11. No Third Party Beneficiaries
Nothing in this Agreement, express or implied, is intended to or shall confer upon any person or entity (other than the parties hereto) any right, benefit, or remedy of any nature whatsoever under or by reason of this Agreement.
12. Program Policies Page
We may change the Program Policies from time to time.

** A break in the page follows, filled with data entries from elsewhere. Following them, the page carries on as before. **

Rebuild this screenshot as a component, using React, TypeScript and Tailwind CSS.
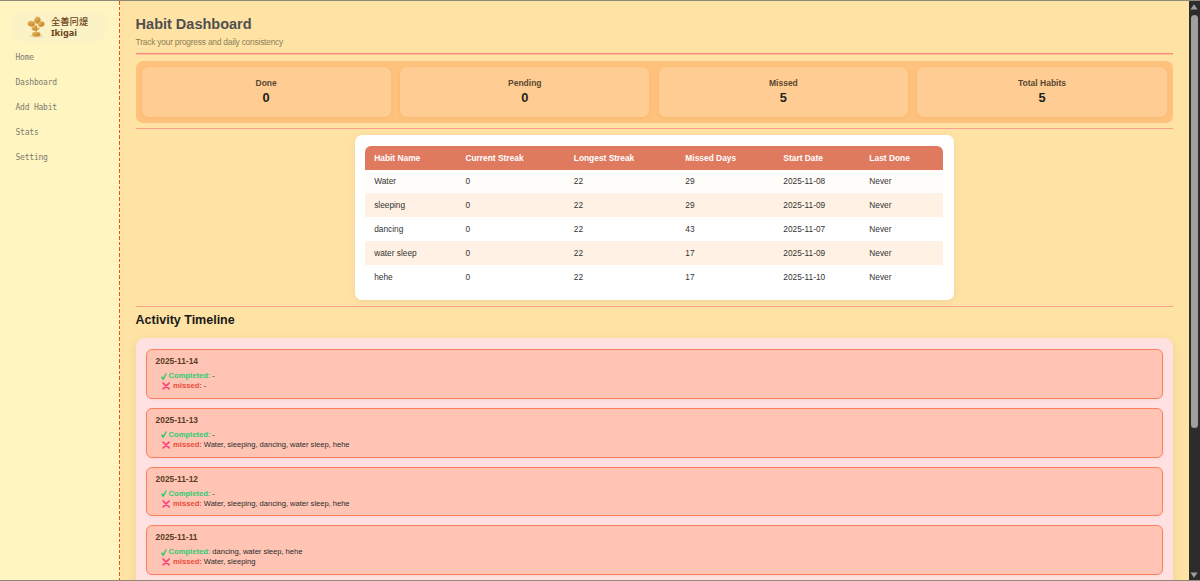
const nav = ["Home", "Dashboard", "Add Habit", "Stats", "Setting"];

const stats = [
  { label: "Done", value: 0 },
  { label: "Pending", value: 0 },
  { label: "Missed", value: 5 },
  { label: "Total Habits", value: 5 },
];

const columns = ["Habit Name", "Current Streak", "Longest Streak", "Missed Days", "Start Date", "Last Done"];

const habits = [
  ["Water", "0", "22", "29", "2025-11-08", "Never"],
  ["sleeping", "0", "22", "29", "2025-11-09", "Never"],
  ["dancing", "0", "22", "43", "2025-11-07", "Never"],
  ["water sleep", "0", "22", "17", "2025-11-09", "Never"],
  ["hehe", "0", "22", "17", "2025-11-10", "Never"],
];

const days = [
  { date: "2025-11-14", completed: "-", missed: "-" },
  { date: "2025-11-13", completed: "-", missed: "Water, sleeping, dancing, water sleep, hehe" },
  { date: "2025-11-12", completed: "-", missed: "Water, sleeping, dancing, water sleep, hehe" },
  { date: "2025-11-11", completed: "dancing, water sleep, hehe", missed: "Water, sleeping" },
];

const rowGrid = "grid grid-cols-[91.2px_108.4px_111.6px_98px_86px_1fr] pl-[9.3px] items-center";

function Logo() {
  return (
    <div className="ml-[11px] mt-[10px] flex h-[32px] w-[97px] items-center rounded-[16px] bg-[#fbf2c6] pl-[16px]">
      <svg width="19" height="22" viewBox="0 0 19 22">
        <defs>
          <linearGradient id="leaf" x1="0" y1="0" x2="1" y2="1">
            <stop offset="0" stopColor="#edbf6a" />
            <stop offset="1" stopColor="#bd7a1e" />
          </linearGradient>
        </defs>
        <ellipse cx="9.3" cy="20.2" rx="6.8" ry="1.4" fill="#eadaa6" />
        <path d="M9.2 9v8M9.2 14.5L6 12M9.3 14.5L12.5 12" stroke="#d5a452" strokeWidth="1.3" fill="none" />
        <ellipse cx="10.4" cy="4.1" rx="3.1" ry="3.5" transform="rotate(20 10.4 4.1)" fill="url(#leaf)" />
        <ellipse cx="4.3" cy="7.7" rx="3.7" ry="2.8" transform="rotate(12 4.3 7.7)" fill="url(#leaf)" />
        <ellipse cx="14.1" cy="8.1" rx="3.4" ry="2.7" transform="rotate(-20 14.1 8.1)" fill="url(#leaf)" />
        <ellipse cx="7.6" cy="12.2" rx="3.1" ry="2.3" transform="rotate(-15 7.6 12.2)" fill="url(#leaf)" />
        <ellipse cx="9.2" cy="18.2" rx="4.2" ry="2.4" fill="url(#leaf)" />
      </svg>
      <div className="ml-[5px] text-[#6b4216]">
        <div className="whitespace-nowrap font-['Noto_Sans_CJK_JP',sans-serif] text-[9.3px] font-medium leading-[11px]">全善冋煶</div>
        <div className="font-['Noto_Sans',sans-serif] text-[9.2px] font-bold leading-[11px]">Ikigai</div>
      </div>
    </div>
  );
}

function Check() {
  return (
    <svg className="mr-[1.5px] shrink-0" width="6" height="7" viewBox="0 0 6 7">
      <path d="M0 4.1L1.3 3.2L2.2 4.4L4.8 0.2L6 0.4L2.8 6.8L1.5 6.8Z" fill="#2ecc71" />
    </svg>
  );
}

function Cross() {
  return (
    <svg className="ml-[0.5px] mr-[3px] shrink-0" width="8.5" height="8" viewBox="0 0 9 8">
      <path d="M1.2 0.9L7.5 7.1M7.5 0.9L1.2 7.1" stroke="#f8467e" strokeWidth="1.8" strokeLinecap="round" />
    </svg>
  );
}

export default function App() {
  return (
    <div className="flex h-[581px] w-[1200px] overflow-hidden border-y border-[#8f8a78] bg-[#ffe3a4] font-['Liberation_Sans',Arial,sans-serif]">
      <aside className="flex w-[119px] shrink-0 flex-col bg-[#fff5c0]">
        <Logo />
        <nav className="ml-[15.5px] mt-[2px] flex flex-col font-['DejaVu_Sans_Mono',monospace] text-[8px] tracking-[-0.22px] text-[#7d7c72]">
          {nav.map((item) => (
            <a key={item} className="flex h-[25px] items-center">{item}</a>
          ))}
        </nav>
      </aside>
      <div className="w-[1px] shrink-0 bg-[repeating-linear-gradient(to_bottom,#fb4a1c_0px,#fb4a1c_3.6px,#fff5c0_3.6px,#fff5c0_5.6px)]" />

      <main className="flex min-w-0 flex-1 flex-col pl-[15.6px] pr-[15.9px]">
        <h1 className="mt-[14px] text-[14.5px] font-bold leading-[18px] text-[#4f4f4f]">Habit Dashboard</h1>
        <p className="mt-[4px] text-[8.4px] leading-[10px] tracking-[-0.21px] text-[#8c7f58]">Track your progress and daily consistency</p>
        <hr className="mt-[6px] h-[2px] shrink-0 border-0 border-b border-[#ffb894] bg-[#ff8a80]" />

        <section className="mt-[6px] grid h-[61.5px] shrink-0 grid-cols-4 gap-[9.5px] rounded-[7px] bg-[#ffc27c] p-[6px]">
          {stats.map((s) => (
            <div key={s.label} className="flex flex-col items-center rounded-[7px] bg-[#ffcd93] pt-[10px] shadow-[0_1px_4px_rgba(0,0,0,0.05)]">
              <div className="text-[8.5px] font-bold leading-[12px] text-[#5a4730]">{s.label}</div>
              <div className="mt-[1px] text-[12.8px] font-bold leading-[16px] text-[#1f1f1f]">{s.value}</div>
            </div>
          ))}
        </section>

        <hr className="mt-[5.5px] h-px shrink-0 border-0 bg-[#ff9d8c]" />

        <section className="mt-[6px] h-[165px] w-[599px] shrink-0 self-center rounded-[7px] bg-white px-[10.3px] pt-[11px] shadow-[0_2px_10px_rgba(0,0,0,0.06)]">
          <div className={`${rowGrid} h-[23.5px] rounded-t-[6px] bg-[#e07a5f] pt-px text-[8.4px] font-bold text-white`}>
            {columns.map((c) => (
              <div key={c} className="whitespace-nowrap">{c}</div>
            ))}
          </div>
          {habits.map((row, i) => (
            <div
              key={row[0]}
              className={`${rowGrid} h-[23.95px] text-[8.3px] text-[#333333] ${i % 2 ? "bg-[#fff2e4]" : i === 0 ? "bg-[#fffdfa]" : "bg-white"}`}
            >
              {row.map((cell, j) => (
                <div key={j} className="whitespace-nowrap">{cell}</div>
              ))}
            </div>
          ))}
        </section>

        <hr className="mt-[6px] h-px shrink-0 border-0 bg-[#ff9d8c]" />

        <h2 className="mt-[5px] text-[12.5px] font-bold leading-[16px] text-[#1a1a1a]">Activity Timeline</h2>

        <section className="mt-[10px] flex shrink-0 flex-col gap-[9px] rounded-[9px] bg-[#ffe1e1] px-[10px] pb-[20px] pt-[11px] shadow-[0_3px_12px_rgba(0,0,0,0.07)]">
          {days.map((d) => (
            <article key={d.date} className="h-[49.8px] rounded-[6px] border border-[#ff7f5c] bg-[#ffc4b4] pl-[9px] pt-[6px] shadow-[0_1px_3px_rgba(0,0,0,0.05)]">
              <div className="text-[8.4px] font-bold leading-[11px] text-[#5a3c28]">{d.date}</div>
              <div className="mt-[4px] pl-[5.5px] text-[7.6px] leading-[10px] text-[#2b2b2b]">
                <div className="flex h-[10px] items-center">
                  <Check />
                  <b className="mr-[2px] text-[#2ecc71]">Completed:</b>
                  <span className="tracking-[-0.03px]">{d.completed}</span>
                </div>
                <div className="flex h-[10px] items-center">
                  <Cross />
                  <b className="mr-[2px] text-[#e74c3c]">missed:</b>
                  <span className="tracking-[-0.03px]">{d.missed}</span>
                </div>
              </div>
            </article>
          ))}
        </section>
      </main>

      <div className="flex w-[11.5px] shrink-0 flex-col items-center bg-[#2c2c2c] pb-[2px] pt-[3px]">
        <svg width="8" height="6" viewBox="0 0 8 6">
          <path d="M4 0.3L7.6 5.6H0.4Z" fill="#9f9f9f" />
        </svg>
        <div className="mt-[5px] h-[413px] w-[7px] rounded-full bg-[#9f9f9f]" />
        <svg className="mt-auto" width="8" height="6" viewBox="0 0 8 6">
          <path d="M4 5.7L7.6 0.4H0.4Z" fill="#9f9f9f" />
        </svg>
      </div>
    </div>
  );
}
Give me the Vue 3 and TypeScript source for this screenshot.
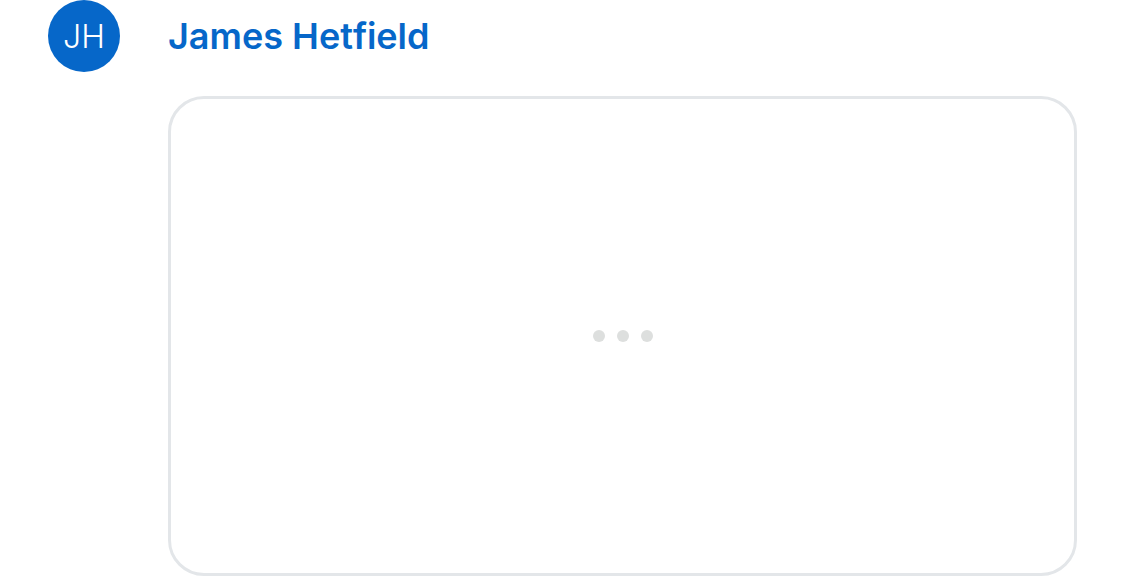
<script setup lang="ts">
interface Sender {
  name: string
  initials: string
}

const sender: Sender = { name: 'James Hetfield', initials: 'JH' }
const dots: number[] = [1, 2, 3]
</script>

<template>
  <article class="message">
    <div class="avatar" aria-hidden="true">{{ sender.initials }}</div>
    <div class="body">
      <h2 class="name">{{ sender.name }}</h2>
      <div class="card" role="status" aria-busy="true">
        <span v-for="dot in dots" :key="dot" class="dot"></span>
      </div>
    </div>
  </article>
</template>

<style>
body {
  background: #ffffff;
}
</style>

<style scoped>
.message {
  display: flex;
  gap: 48px;
  box-sizing: border-box;
  min-height: 100vh;
  padding: 0 48px;
  font-family: Inter, "Liberation Sans", sans-serif;
}

.avatar {
  display: flex;
  flex: none;
  align-items: center;
  justify-content: center;
  width: 72px;
  height: 72px;
  border-radius: 50%;
  background: #0667c9;
  color: #ffffff;
  font-size: 32px;
  font-weight: 300;
}

.body {
  display: flex;
  flex: 1;
  flex-direction: column;
  gap: 24px;
  min-width: 0;
}

.name {
  margin: 0;
  color: #0667c9;
  font-size: 36px;
  font-weight: 600;
  font-kerning: none;
  line-height: 72px;
}

.card {
  display: flex;
  flex: 1;
  align-items: center;
  justify-content: center;
  gap: 12px;
  border: 3px solid #e3e6e9;
  border-radius: 36px;
}

.dot {
  width: 12px;
  height: 12px;
  border-radius: 50%;
  background: #dddfde;
}
</style>
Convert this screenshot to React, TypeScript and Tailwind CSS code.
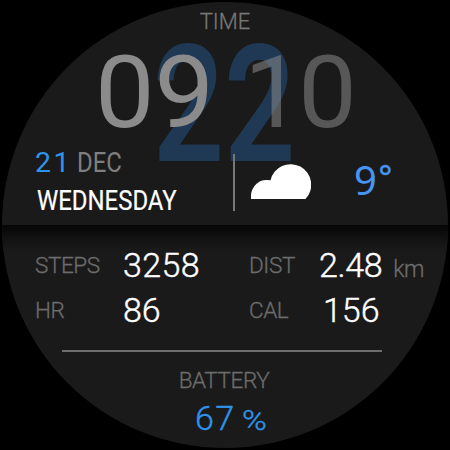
interface StatProps {
  label: string;
  value: string;
  unit?: string;
  valueClass: string;
}

function Stat({ label, value, unit, valueClass }: StatProps) {
  return (
    <div className="flex h-[45px] leading-[45px] whitespace-nowrap font-light">
      <span className="text-[22.5px] tracking-[-0.4px] text-[#6c6c6c] [-webkit-text-stroke:0.3px]">
        {label}
      </span>
      <div className="flex-1" />
      <div className={`shrink-0 text-[34px] text-white [-webkit-text-stroke:0.4px] ${valueClass}`}>
        {value}
        {unit && (
          <span className="ml-[11px] text-[23px] tracking-[-0.3px] text-[#6c6c6c] [-webkit-text-stroke:0.3px]">
            {unit}
          </span>
        )}
      </div>
    </div>
  );
}

function Cloud() {
  return (
    <svg className="w-[60px] h-[35px]" viewBox="0 0 60 35" fill="white">
      <path d="M0 35V33A16 16 0 0 1 19.5 16.3A20.6 20.6 0 1 1 54.5 35Z" />
    </svg>
  );
}

function App() {
  return (
    <div className="w-[450px] h-[450px] bg-black p-[2px] font-['Roboto','Liberation_Sans',sans-serif]">
      <div className="relative w-[446px] h-[446px] rounded-full overflow-hidden bg-[#1a1a1a]">
        {/* Seconds, behind the hours and minutes */}
        <div className="absolute left-[151px] top-[22px] text-[163px] leading-none font-semibold text-[#1f3854] origin-left scale-x-[0.765] whitespace-nowrap">
          22
        </div>

        <div className="relative h-[223px]">
          <div className="pt-[8px] text-center text-[22px] leading-[24px] font-light text-[#777777] [-webkit-text-stroke:0.3px]">
            TIME
          </div>
          <div className="mt-[8px] pl-[93px] flex h-[101px] text-[101px] leading-none">
            <span className="w-[149px] origin-left scale-x-[1.05] text-[#8b8b8b]">09</span>
            <span className="tracking-[-4px] origin-left scale-x-[1.03] text-[#8b8b8b]/55">10</span>
          </div>

          <div className="mt-[6px] pl-[33px] flex">
            <div className="w-[198px] whitespace-nowrap">
              <div className="flex items-baseline h-[28px] leading-[28px]">
                <span className="w-[42px] text-[28.5px] tracking-[2.5px] text-[#2f93ea]">21</span>
                <span className="text-[27.5px] text-[#7f7f7f] origin-left scale-x-[0.87]">DEC</span>
              </div>
              <div className="mt-[10px] ml-[2px] w-fit text-[27.5px] leading-[28px] text-white origin-left scale-x-[0.87] [-webkit-text-stroke:0.2px]">
                WEDNESDAY
              </div>
            </div>
            <div className="mt-[5px] w-[2px] h-[57px] bg-[#777777]" />
            <div className="pl-[16px] pt-[15px]">
              <Cloud />
            </div>
            <div className="pl-[43px] pt-[11px] flex text-[40px] leading-[40px] font-['Noto_Sans',sans-serif] text-[#4795f2]">
              9<span className="text-[32px] leading-[33px] pl-[1.5px] [-webkit-text-stroke:0.5px]">°</span>
            </div>
          </div>
        </div>

        <div className="relative h-[223px]">
          {/* Shadow cast by the upper half */}
          <div className="absolute inset-x-0 top-0 h-[26px] bg-linear-to-b from-[#060606] via-[#121212] to-[#1a1a1a]" />
          <div className="relative pt-[18px] pl-[33px] grid grid-cols-[214px_180px]">
            <Stat label="STEPS" value="3258" valueClass="w-[126px] tracking-[0.4px]" />
            <Stat label="DIST" value="2.48" unit="km" valueClass="w-[110px] tracking-[-0.4px]" />
            <Stat label="HR" value="86" valueClass="w-[126px]" />
            <Stat label="CAL" value="156" valueClass="w-[106px]" />
          </div>
          <div className="mt-[17px] ml-[60px] w-[320px] h-[2px] bg-[#6f6c6f]" />
          <div className="mt-[15px] pr-[2px] text-center text-[22.5px] leading-[26px] font-light tracking-[-0.4px] text-[#6c6c6c] [-webkit-text-stroke:0.3px]">
            BATTERY
          </div>
          <div className="mt-[8px] pl-[193px] flex items-baseline leading-[34px] font-light text-[#2f93ea] [-webkit-text-stroke:0.4px]">
            <span className="text-[34px] tracking-[1.5px]">67</span>
            <span className="ml-[6px] text-[28px] origin-left scale-x-[1.2]">%</span>
          </div>
        </div>
      </div>
    </div>
  );
}

export default App;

Your participation in the Partner Program is subject to the Program Policies, which are incorporated herein by reference.
13. No Licenses
We grant to you only the rights and licenses expressly stated in this Agreement, and you receive no other rights or licenses with respect to us, the Company Products, our trademarks, or any other property or right of ours.
14. Authority
Each party represents and warrants to the other that it has full power and authority to enter into this Agreement and that it is binding upon such party and enforceable in accordance with its terms.
15. Survival
The following sections shall survive the expiration or termination of this Agreement: ‘Commission and Payment’, ‘Proprietary Rights’, ‘Confidentiality’, ‘Effects of Termination/Expiration’, ‘Indemnification’, ‘Disclaimers; Limitation of Liability’, ‘Non-Solicitation’ and ‘General’.